Quote the listing below in full and exactly as written, but omit every picture.

□ □ □ □

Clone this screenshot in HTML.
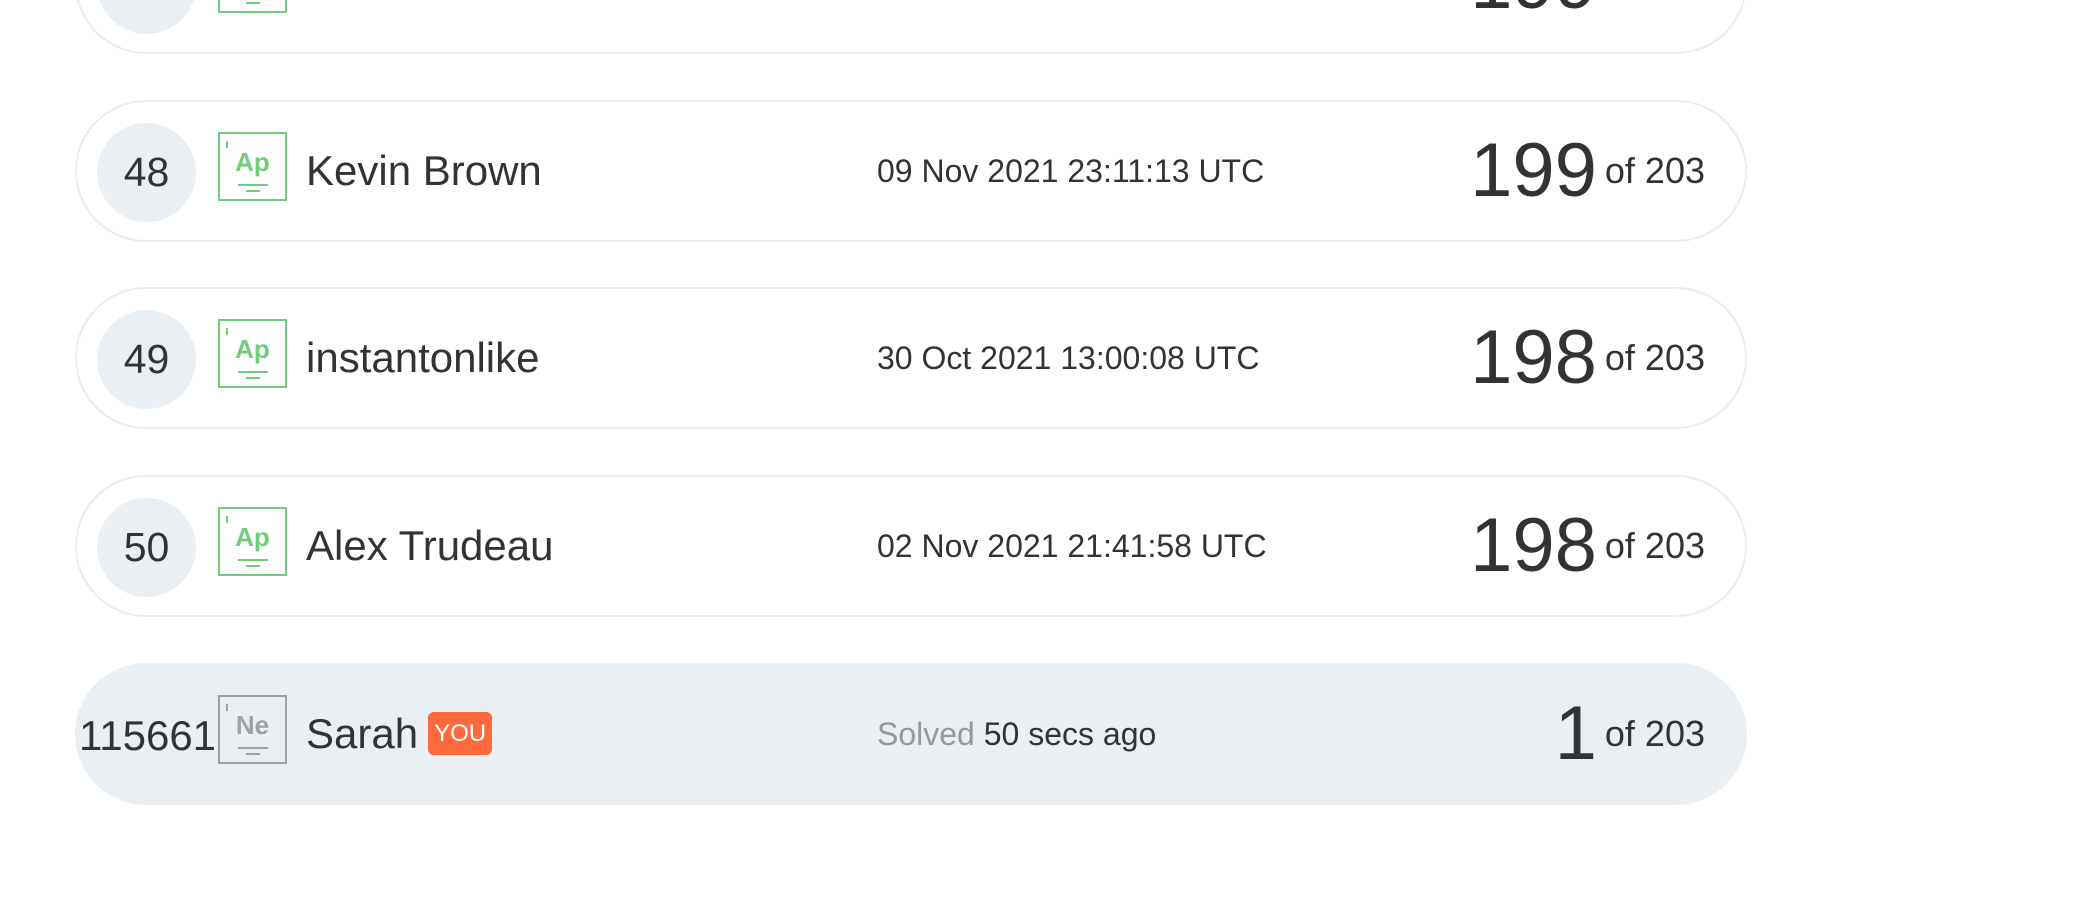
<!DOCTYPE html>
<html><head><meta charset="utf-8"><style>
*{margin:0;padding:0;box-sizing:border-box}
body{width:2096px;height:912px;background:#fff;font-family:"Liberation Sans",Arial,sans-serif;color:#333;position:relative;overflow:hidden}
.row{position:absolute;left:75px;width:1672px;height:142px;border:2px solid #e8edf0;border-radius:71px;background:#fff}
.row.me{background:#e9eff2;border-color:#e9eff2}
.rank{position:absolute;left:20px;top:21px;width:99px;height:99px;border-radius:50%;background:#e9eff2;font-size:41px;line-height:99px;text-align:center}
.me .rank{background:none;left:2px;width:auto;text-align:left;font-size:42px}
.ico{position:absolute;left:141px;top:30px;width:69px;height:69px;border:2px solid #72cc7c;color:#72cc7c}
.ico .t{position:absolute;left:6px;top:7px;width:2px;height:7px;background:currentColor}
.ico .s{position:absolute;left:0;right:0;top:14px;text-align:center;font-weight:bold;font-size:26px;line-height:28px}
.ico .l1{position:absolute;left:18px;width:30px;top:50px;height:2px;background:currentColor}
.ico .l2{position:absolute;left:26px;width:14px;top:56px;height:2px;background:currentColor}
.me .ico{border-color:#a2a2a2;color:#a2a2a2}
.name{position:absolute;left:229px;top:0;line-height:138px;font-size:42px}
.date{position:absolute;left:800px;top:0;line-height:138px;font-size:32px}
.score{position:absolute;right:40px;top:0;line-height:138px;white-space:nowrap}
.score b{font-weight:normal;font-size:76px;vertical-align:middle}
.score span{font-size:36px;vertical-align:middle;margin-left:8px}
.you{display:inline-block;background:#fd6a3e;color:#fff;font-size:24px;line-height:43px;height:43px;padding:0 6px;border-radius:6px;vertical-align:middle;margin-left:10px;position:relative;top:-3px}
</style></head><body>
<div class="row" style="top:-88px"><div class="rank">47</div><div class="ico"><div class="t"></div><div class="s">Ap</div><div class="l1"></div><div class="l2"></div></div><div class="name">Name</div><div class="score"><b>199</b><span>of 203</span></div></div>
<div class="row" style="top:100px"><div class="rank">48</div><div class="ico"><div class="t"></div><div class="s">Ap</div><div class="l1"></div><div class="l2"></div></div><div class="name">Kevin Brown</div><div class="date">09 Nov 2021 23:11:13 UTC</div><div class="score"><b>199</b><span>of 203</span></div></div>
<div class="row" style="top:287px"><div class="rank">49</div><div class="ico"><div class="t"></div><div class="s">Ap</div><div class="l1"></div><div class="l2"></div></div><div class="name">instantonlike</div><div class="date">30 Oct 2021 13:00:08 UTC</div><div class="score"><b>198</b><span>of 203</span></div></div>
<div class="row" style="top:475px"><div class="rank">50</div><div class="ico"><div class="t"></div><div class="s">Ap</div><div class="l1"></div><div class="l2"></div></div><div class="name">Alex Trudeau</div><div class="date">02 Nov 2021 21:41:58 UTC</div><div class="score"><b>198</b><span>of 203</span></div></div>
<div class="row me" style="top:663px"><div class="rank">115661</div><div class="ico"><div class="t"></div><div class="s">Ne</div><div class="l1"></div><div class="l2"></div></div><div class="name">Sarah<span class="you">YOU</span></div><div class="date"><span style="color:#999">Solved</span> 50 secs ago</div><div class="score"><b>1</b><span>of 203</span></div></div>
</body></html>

□ □ □ □

(Finished exercise):
Clone this screenshot in HTML.
<!DOCTYPE html>
<html><head><meta charset="utf-8"><style>
*{margin:0;padding:0;box-sizing:border-box}
body{width:2096px;height:912px;background:#fff;font-family:"Liberation Sans",Arial,sans-serif;color:#333;position:relative;overflow:hidden}
.row{position:absolute;left:75px;width:1672px;height:142px;border:2px solid #e8edf0;border-radius:71px;background:#fff}
.row.me{background:#e9eff2;border-color:#e9eff2}
.rank{position:absolute;left:20px;top:21px;width:99px;height:99px;border-radius:50%;background:#e9eff2;font-size:41px;line-height:99px;text-align:center}
.me .rank{background:none;left:2px;width:auto;text-align:left;font-size:42px}
.ico{position:absolute;left:141px;top:30px;width:69px;height:69px;border:2px solid #72cc7c;color:#72cc7c}
.ico .t{position:absolute;left:6px;top:7px;width:2px;height:7px;background:currentColor}
.ico .s{position:absolute;left:0;right:0;top:14px;text-align:center;font-weight:bold;font-size:26px;line-height:28px}
.ico .l1{position:absolute;left:18px;width:30px;top:50px;height:2px;background:currentColor}
.ico .l2{position:absolute;left:26px;width:14px;top:56px;height:2px;background:currentColor}
.me .ico{border-color:#a2a2a2;color:#a2a2a2}
.name{position:absolute;left:229px;top:0;line-height:138px;font-size:42px}
.date{position:absolute;left:800px;top:0;line-height:138px;font-size:32px}
.score{position:absolute;right:40px;top:0;line-height:138px;white-space:nowrap}
.score b{font-weight:normal;font-size:76px;vertical-align:middle}
.score span{font-size:36px;vertical-align:middle;margin-left:8px}
.you{display:inline-block;background:#fd6a3e;color:#fff;font-size:24px;line-height:43px;height:43px;padding:0 6px;border-radius:6px;vertical-align:middle;margin-left:10px;position:relative;top:-3px}
</style></head><body>
<div class="row" style="top:-88px"><div class="rank">47</div><div class="ico"><div class="t"></div><div class="s">Ap</div><div class="l1"></div><div class="l2"></div></div><div class="name">Name</div><div class="score"><b>199</b><span>of 203</span></div></div>
<div class="row" style="top:100px"><div class="rank">48</div><div class="ico"><div class="t"></div><div class="s">Ap</div><div class="l1"></div><div class="l2"></div></div><div class="name">Kevin Brown</div><div class="date">09 Nov 2021 23:11:13 UTC</div><div class="score"><b>199</b><span>of 203</span></div></div>
<div class="row" style="top:287px"><div class="rank">49</div><div class="ico"><div class="t"></div><div class="s">Ap</div><div class="l1"></div><div class="l2"></div></div><div class="name">instantonlike</div><div class="date">30 Oct 2021 13:00:08 UTC</div><div class="score"><b>198</b><span>of 203</span></div></div>
<div class="row" style="top:475px"><div class="rank">50</div><div class="ico"><div class="t"></div><div class="s">Ap</div><div class="l1"></div><div class="l2"></div></div><div class="name">Alex Trudeau</div><div class="date">02 Nov 2021 21:41:58 UTC</div><div class="score"><b>198</b><span>of 203</span></div></div>
<div class="row me" style="top:663px"><div class="rank">115661</div><div class="ico"><div class="t"></div><div class="s">Ne</div><div class="l1"></div><div class="l2"></div></div><div class="name">Sarah<span class="you">YOU</span></div><div class="date"><span style="color:#999">Solved</span> 50 secs ago</div><div class="score"><b>1</b><span>of 203</span></div></div>
</body></html>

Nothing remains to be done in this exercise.